Nevertheless, quantum computers are a double-edged sword for climate. As is often the case with powerful computational devices, they will require an increased amount of power consumption, becoming high-energy demanding systems: for instance, in the process of cooling down the quantum processors.

So, the quantum revolution promises to overcome the intrinsic limits of computation, like the Margolus–Levitin theorem on the speed of computation, by adopting a new physical paradigm. Yet, it seems already bound to follow the path of intense resource consumption, crashing the cornucopian mentality of computer science against the material boundaries of the Earth. 

The new quantum enthusiasts  - both Mckinsey and Deloitte published hype-inducing reports on quantum computing applied to climate change - will address this criticism with a recursive answer: quantum computing is going to optimize itself by its computational powers, finding new efficient solutions to the dilemma of energy consumption. Quantum algorithms could optimize energy grids, vehicles’ routes, and more, solving their impact issue.

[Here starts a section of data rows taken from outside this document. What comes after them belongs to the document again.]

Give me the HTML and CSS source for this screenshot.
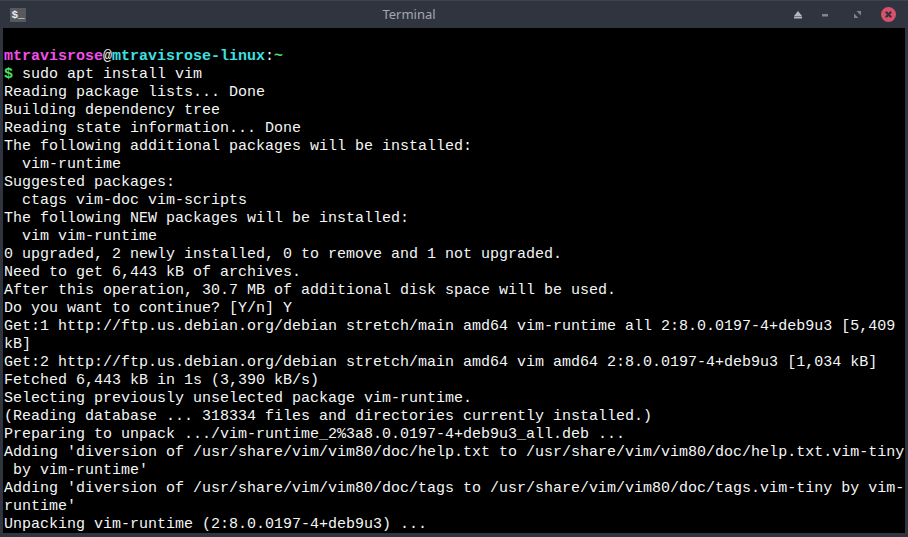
FILE: index.html
```html
<!DOCTYPE html>
<html lang="en">
<head>
<meta charset="utf-8">
<title>Terminal</title>
<link rel="stylesheet" href="styles.css">
</head>
<body>
<div class="window">
  <header class="titlebar">
    <div class="app-icon">$_</div>
    <div class="title">Terminal</div>
    <div class="controls">
      <svg class="ctl eject" width="8" height="8" viewBox="0 0 8 8"><path d="M4 0 8 5H0Z M0 5.500h8V7.500H0Z" fill="#b4b7bd"/></svg>
      <svg class="ctl minimize" width="6" height="3" viewBox="0 0 6 3"><path d="M0 0h6v2.500H0Z" fill="#80848e"/></svg>
      <svg class="ctl maximize" width="7" height="7" viewBox="0 0 7 7"><path d="M2.500 0H7V4.500Z M0 2.500V7H4.500Z" fill="#80848e"/></svg>
      <div class="close"><svg width="15" height="15" viewBox="0 0 15 15"><path d="M4.800 4.800l5.400 5.400M10.200 4.800l-5.400 5.400" stroke="#2f343f" stroke-width="2.200"/></svg></div>
    </div>
  </header>
  <pre class="term">

<span class="u">mtravisrose</span><span class="w">@</span><span class="h">mtravisrose-linux</span><span class="w">:</span><span class="g">~</span>
<span class="g">$</span> sudo apt install vim
Reading package lists... Done
Building dependency tree
Reading state information... Done
The following additional packages will be installed:
  vim-runtime
Suggested packages:
  ctags vim-doc vim-scripts
The following NEW packages will be installed:
  vim vim-runtime
0 upgraded, 2 newly installed, 0 to remove and 1 not upgraded.
Need to get 6,443 kB of archives.
After this operation, 30.7 MB of additional disk space will be used.
Do you want to continue? [Y/n] Y
Get:1 http://ftp.us.debian.org/debian stretch/main amd64 vim-runtime all 2:8.0.0197-4+deb9u3 [5,409
kB]
Get:2 http://ftp.us.debian.org/debian stretch/main amd64 vim amd64 2:8.0.0197-4+deb9u3 [1,034 kB]
Fetched 6,443 kB in 1s (3,390 kB/s)
Selecting previously unselected package vim-runtime.
(Reading database ... 318334 files and directories currently installed.)
Preparing to unpack .../vim-runtime_2%3a8.0.0197-4+deb9u3_all.deb ...
Adding 'diversion of /usr/share/vim/vim80/doc/help.txt to /usr/share/vim/vim80/doc/help.txt.vim-tiny
 by vim-runtime'
Adding 'diversion of /usr/share/vim/vim80/doc/tags to /usr/share/vim/vim80/doc/tags.vim-tiny by vim-
runtime'
Unpacking vim-runtime (2:8.0.0197-4+deb9u3) ...</pre>
</div>
</body>
</html>
```
FILE: styles.css
```css
* { box-sizing: border-box; }
html, body { margin: 0; height: 100%; background: #2f343f; overflow: hidden; }
.window {
  width: 908px;
  height: 537px;
  display: flex;
  flex-direction: column;
  background: #2f343f;
  padding: 0 3px 4px 3px;
}
.titlebar {
  height: 28px;
  flex: none;
  display: flex;
  align-items: center;
  margin: 0 -3px;
  padding: 0 12px 0 10px;
  border-top: 1px solid #3d424d;
}
.app-icon {
  width: 16px;
  height: 14px;
  background: #555a5f;
  color: #e8e8e8;
  font: bold 11px/14px "Liberation Mono", monospace;
  text-align: center;
}
.title {
  flex: 1;
  text-align: center;
  color: #a2a7b1;
  font: 13px "Noto Sans", sans-serif;
  margin-bottom: 2px;
  padding-right: 2px;
}
.controls { display: flex; align-items: center; }
.ctl { display: block; }
.eject { margin-right: 20px; }
.minimize { margin-right: 26px; margin-top: 1px; }
.maximize { margin-right: 20px; }
.close {
  width: 15px;
  height: 15px;
  border-radius: 50%;
  background: #d9516a;
}
.close svg { display: block; }
.term {
  flex: 1;
  margin: 0;
  background: #000;
  color: #f4f6f7;
  font: 15px/18px "Liberation Mono", monospace;
  padding: 2px 0 0 1px;
  overflow: hidden;
  white-space: pre;
}
.u { color: #f050e8; font-weight: bold; }
.h { color: #3fe0e0; font-weight: bold; }
.w { color: #f4f6f7; }
.g { color: #4fe060; font-weight: bold; }
```
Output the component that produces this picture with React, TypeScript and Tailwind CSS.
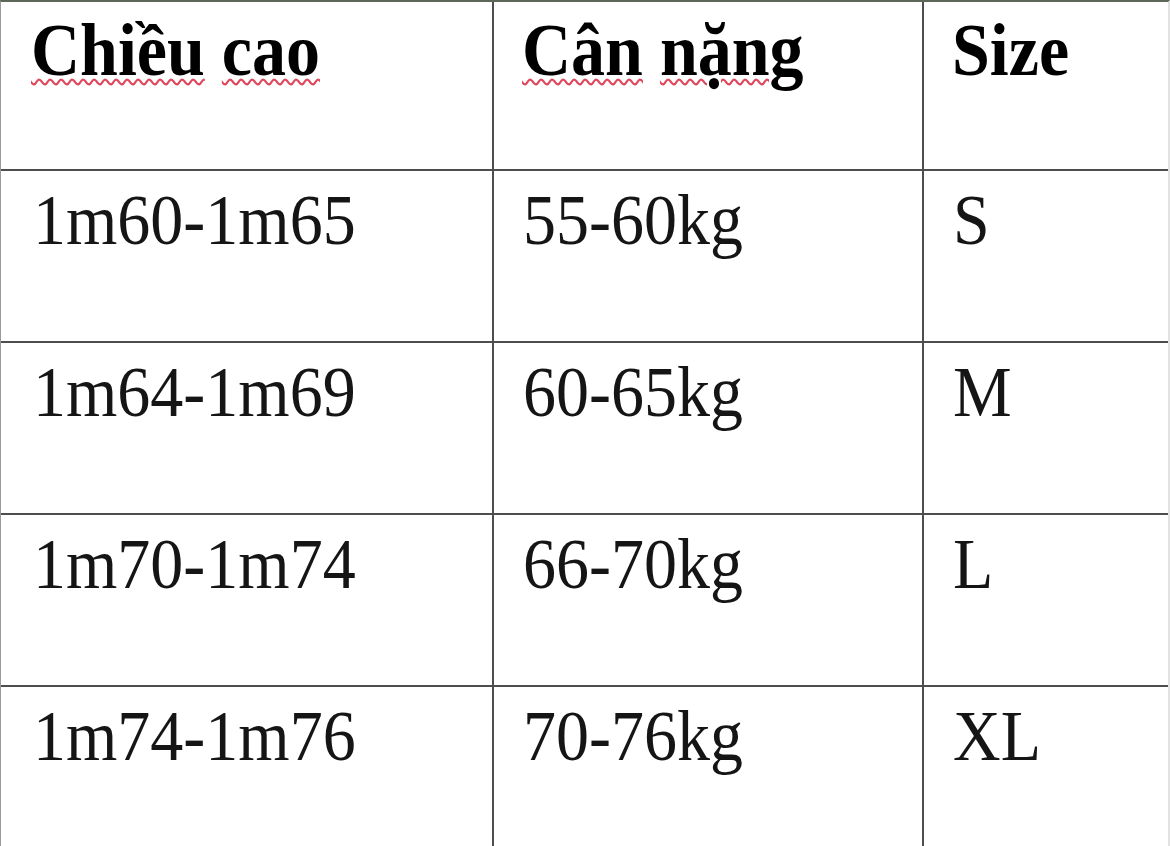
const rows = [
  ["1m60-1m65", "55-60kg", "S"],
  ["1m64-1m69", "60-65kg", "M"],
  ["1m70-1m74", "66-70kg", "L"],
  ["1m74-1m76", "70-76kg", "XL"],
];

const serif = { fontFamily: '"Liberation Serif", "Times New Roman", serif' };

// red spell-check squiggle under a single word
const Squiggle = ({ children }: { children: string }) => (
  <span className="underline decoration-wavy decoration-[#e0475c] decoration-[2px] underline-offset-[3px]">
    {children}
  </span>
);

const Tall = ({ children, k = "body" }: { children: React.ReactNode; k?: "head" | "body" }) => (
  <span className={k === "head" ? "inline-block origin-bottom scale-y-[1.1]" : "inline-block origin-bottom scale-y-[1.09]"}>
    {children}
  </span>
);

const App = () => {
  return (
    <div className="w-[1170px] h-[846px] overflow-hidden bg-white">
      <div
        className="border-t-2 border-l border-r-2 border-t-[#5d6659] border-l-[#9a9a9a] border-r-[#e2e2e2]"
        style={serif}
      >
        {/* header */}
        <div className="grid grid-cols-[493px_430px_1fr] h-[169px] border-b-2 border-[#4d4d4d] text-[68px] leading-none font-bold text-black">
          <div className="border-r-2 border-[#4d4d4d] pl-[30px] pt-[17px]">
            <Tall k="head">
              <Squiggle>Chiều</Squiggle> <Squiggle>cao</Squiggle>
            </Tall>
          </div>
          <div className="border-r-2 border-[#4d4d4d] pl-[28px] pt-[17px]">
            <Tall k="head">
              <Squiggle>Cân</Squiggle> <Squiggle>nặng</Squiggle>
            </Tall>
          </div>
          <div className="pl-[28px] pt-[17px]">
            <Tall k="head">Size</Tall>
          </div>
        </div>

        {/* body rows */}
        {rows.map((r) => (
          <div
            key={r[0]}
            className="grid grid-cols-[493px_430px_1fr] h-[172px] border-b-2 border-[#4d4d4d] text-[66px] leading-none text-[#151515]"
          >
            <div className="border-r-2 border-[#4d4d4d] pl-[32px] pt-[19px]">
              <Tall>{r[0]}</Tall>
            </div>
            <div className="border-r-2 border-[#4d4d4d] pl-[29px] pt-[19px]">
              <Tall>{r[1]}</Tall>
            </div>
            <div className="pl-[29px] pt-[19px]">
              <Tall>{r[2]}</Tall>
            </div>
          </div>
        ))}
      </div>
    </div>
  );
};

export default App;
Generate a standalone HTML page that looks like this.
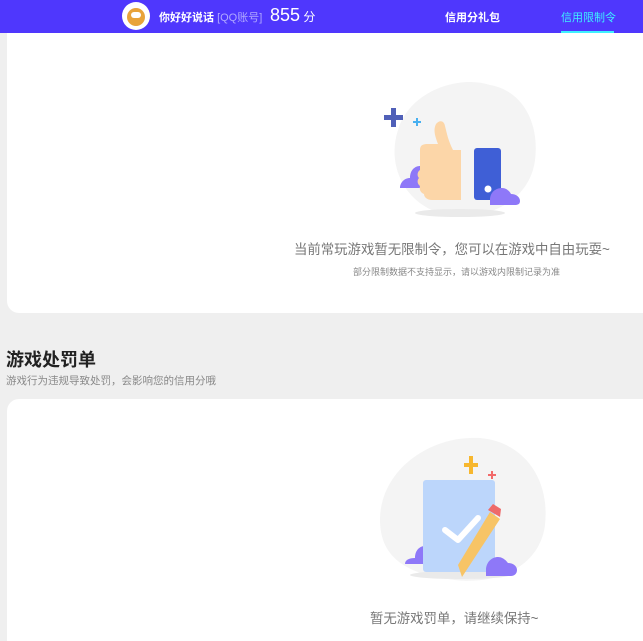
<!DOCTYPE html>
<html><head><meta charset="utf-8"><style>
*{margin:0;padding:0;box-sizing:border-box}
html,body{width:643px;height:641px;overflow:hidden}
body{background:#efefef;font-family:"Liberation Sans","Noto Sans CJK SC",sans-serif;position:relative}
.hdr{position:absolute;left:0;top:0;width:643px;height:33px;background:#4f37fd;color:#fff}
.card{position:absolute;left:7px;background:#fff;width:636px}
.t{position:absolute;white-space:nowrap}
</style></head><body>
<div class="card" style="top:0;height:313px;border-radius:0 0 0 12px"></div>
<div class="card" style="top:399px;height:242px;border-radius:12px 0 0 0"></div>
<div class="hdr">
 <div style="position:absolute;left:122px;top:2px;width:28px;height:28px;border-radius:50%;background:#fff;overflow:hidden">
  <div style="position:absolute;left:5px;top:6px;width:18px;height:18px;border-radius:50%;background:#e8a33a"></div>
  <div style="position:absolute;left:9px;top:10px;width:10px;height:6px;background:#fff;border-radius:3px"></div>
 </div>
 <div class="t" style="left:159px;top:9px;font-size:11px;font-weight:bold">你好好说话 <span style="color:#b0a8ff;font-weight:normal">[QQ账号]</span></div>
 <div class="t" style="left:270px;top:5px;font-size:18px">855<span style="font-size:12px"> 分</span></div>
 <div class="t" style="left:445px;top:9px;font-size:11px;font-weight:bold">信用分礼包</div>
 <div class="t" style="left:561px;top:9px;font-size:11px;color:#3ef0ff">信用限制令</div>
 <div style="position:absolute;left:561px;top:31px;width:53px;height:2px;background:#3ef0ff"></div>
</div>
<svg style="position:absolute;left:370px;top:60px" width="180" height="170">
 <path d="M28 70 C40 30 90 15 120 25 C150 30 170 60 165 100 C160 140 120 160 80 155 C40 150 15 110 28 70Z" fill="#f4f4f4"/>
 <ellipse cx="90" cy="153" rx="45" ry="4" fill="#eaeaea"/>
 <path d="M26 54h7v-7h5v7h7v5h-7v7h-5v-7h-7z" fill="#5060b8" transform="translate(-12 1)"/>
 <path d="M43 61h3v-3h2v3h3v2h-3v3h-2v-3h-3z" fill="#48b0f0"/>
 <path d="M40 118c0-8 5-12 10-12s8 4 8 8v14H30c0-5 4-10 10-10z" fill="#8e78f8"/>
 <path d="M50 90c0-5 3-6 8-6h10c-3-8-5-14-2-20 3-4 8-4 9 2 2 8 3 14 8 24h8v50H62c-5 0-8-3-8-6-3-1-5-4-4-8-3-2-3-6-1-8-2-2-2-6 1-8z" fill="#fcd6a8"/>
 <rect x="104" y="88" width="27" height="52" rx="3" fill="#3f5fd6"/>
 <circle cx="118" cy="129" r="3.5" fill="#fff"/>
 <path d="M120 140c0-8 6-12 12-12s9 6 9 6c5 0 9 3 9 7 0 3-2 4-5 4h-25z" fill="#8e78f8"/>
</svg>
<div class="t" style="left:294px;top:238px;font-size:13.4px;color:#777">当前常玩游戏暂无限制令，您可以在游戏中自由玩耍~</div>
<div class="t" style="left:353px;top:265px;font-size:9px;color:#888">部分限制数据不支持显示，请以游戏内限制记录为准</div>
<div class="t" style="left:6px;top:346px;font-size:18px;font-weight:bold;color:#222">游戏处罚单</div>
<div class="t" style="left:6px;top:373px;font-size:10.5px;color:#888">游戏行为违规导致处罚，会影响您的信用分哦</div>
<svg style="position:absolute;left:360px;top:430px" width="200" height="160">
 <path d="M20 90 C20 40 70 5 120 8 C165 12 190 50 185 95 C180 135 140 155 95 150 C50 145 20 130 20 90Z" fill="#f4f4f4"/>
 <ellipse cx="100" cy="145" rx="50" ry="4" fill="#eaeaea"/>
 <path d="M108 35h5v-7h4v7h5v4h-5v7h-4v-7h-5z" fill="#f7b72e" transform="translate(-4 -2)"/>
 <path d="M128 44h3v-3h2v3h3v2h-3v3h-2v-3h-3z" fill="#f26a6a"/>
 <path d="M55 128c0-8 5-12 10-12s8 4 8 8v10H45c0-4 4-6 10-6z" fill="#8e78f8"/>
 <rect x="63" y="50" width="72" height="92" rx="3" fill="#bcd6fb"/>
 <path d="M85 100l13 10 20-22" stroke="#fff" stroke-width="6" fill="none" stroke-linecap="round" stroke-linejoin="round"/>
 <path d="M130 82l10 7-38 58-4-12z" fill="#f7c466"/>
 <path d="M128 80l5-6 8 5-1 8z" fill="#ee6a6a"/>
 <path d="M126 140c0-8 6-13 12-13s10 6 10 6c5 0 9 3 9 7 0 4-3 6-6 6h-25z" fill="#8e78f8"/>
</svg>
<div class="t" style="left:370px;top:607px;font-size:13.4px;color:#777">暂无游戏罚单，请继续保持~</div>
</body></html>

 The realization of these optimistic predictions remains uncertain for now. It's crucial to acknowledge that addressing climate change requires more than just technical solutions; it necessitates profound social, political, and economic transformations. Yet, it's also essential to recognize the pivotal role that computational infrastructure plays in our understanding of climate change. Without the "vast machine," we might not even perceive the magnitude of the problem. Looking ahead, quantum perspectives may offer deeper insights, potentially entwining us further within the complexities of the challenge. Peering into the future, quantum lenses beckon, promising to unveil new vistas, perhaps ensnaring us deeper within the enigmatic tapestry of our environmental plight.